On 12/30/2016 02:14 PM, Michal Hocko wrote:
> Hi,
> I didn't originally want to send this proposal because Vlastimil is
> planning to do some work in this area so I've expected him to send
> something similar. But the recent discussion about the THP defrag
> options pushed me to send out my thoughts.
> 
> So what is the problem? The demand for high order pages is growing and
> that seems to be the general trend. The problem is that while they can
> bring performance benefit they can get be really expensive to allocate
> especially when we enter the direct compaction. So we really want to
> prevent from expensive path and defer as much as possible to the
> background. A huge step forward was kcompactd introduced by Vlastimil.
> We are still not there yet though, because it might be already quite
> late when we wakeup_kcompactd(). The memory might be already fragmented
> when we hit there. Moreover we do not have any way to actually tell
> which orders we do care about.
> 
> Therefore I believe we need a watermark based pro-active compaction
> which would keep the background compaction busy as long as we have
> less pages of the configured order. kcompactd should wake up
> periodically, I think, and check for the status so that we can catch
> the fragmentation before we get low on memory.
> The interface could look something like:
> /proc/sys/vm/compact_wmark
> time_period order count
> 
> There are many details that would have to be solved of course - e.g. do
> not burn cycles pointlessly when we know that no further progress can be
> made etc... but in principle the idea show work.
 
OK, LSF/MM is near, so I'll post my approach up for discussion. It's
very RFC state, I've worked at it last year and now I just rebased it to
4.11-rc1 and updated some comments. Maybe I'll manage to do some tests
before LSF/MM, but no guarantees. Comments welcome.

----8<----
From: Vlastimil Babka <vbabka@suse.cz>
Subject: [RFC] mm: make kcompactd more proactive

Kcompactd activity is currently tied to kswapd - it is woken up when kswapd
goes to sleep, and compacts to make a single high-order page available, of
order that was used to wake up kswapd. This leaves the rest of free pages
fragmented and results in direct compaction when the demand for fresh
high-order pages is higher than a single page per kswapd cycle.

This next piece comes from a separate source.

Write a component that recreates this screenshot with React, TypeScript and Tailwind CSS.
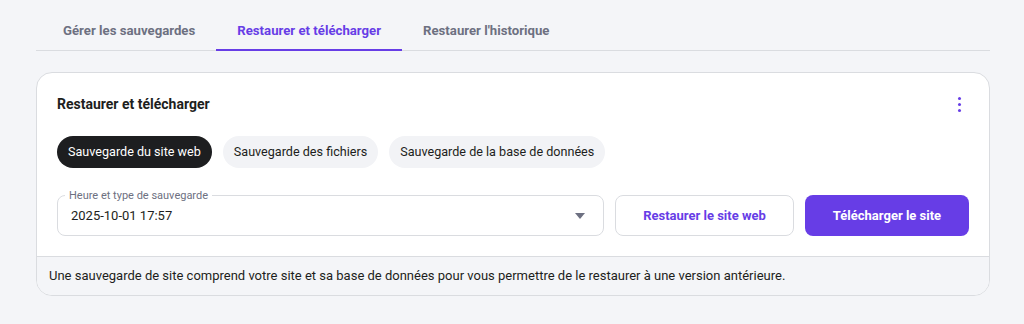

Another extreme would be to let kcompactd compact whole zone the same way as
manual compaction from /proc interface. This would be wasteful if the resulting
high-order pages would be split down to base pages for allocations.

This patch aims to adjust the kcompactd effort through observed demand for
high-order pages. This is done by hooking into alloc_pages_slowpath() and
counting (per each order > 0) allocation attempts that would pass the order-0
watermarks, but don't have the high-order page available. This demand is
(currently) recorded per node and then redistributed per zones in each node
according to their relative sizes.

Kcompactd then uses a different termination criteria than direct compaction.
It checks whether for each order, the recorded number of attempted allocations
would fit within the free pages of that order of with possible splitting of
higher orders, assuming there would be no allocations of other orders. This
should make kcompactd effort reflect the high-order demand.

In the worst case, the demand is so high that kcompactd will in fact compact
the whole zone and would have to be run with higher frequency than kswapd to
make a larger difference. That possibility can be explored later.
---
 include/linux/compaction.h |   6 ++
 include/linux/mmzone.h     |   2 +
 mm/compaction.c            | 165 ++++++++++++++++++++++++++++++++++++++++++++-
 mm/page_alloc.c            |  12 ++++
 4 files changed, 182 insertions(+), 3 deletions(-)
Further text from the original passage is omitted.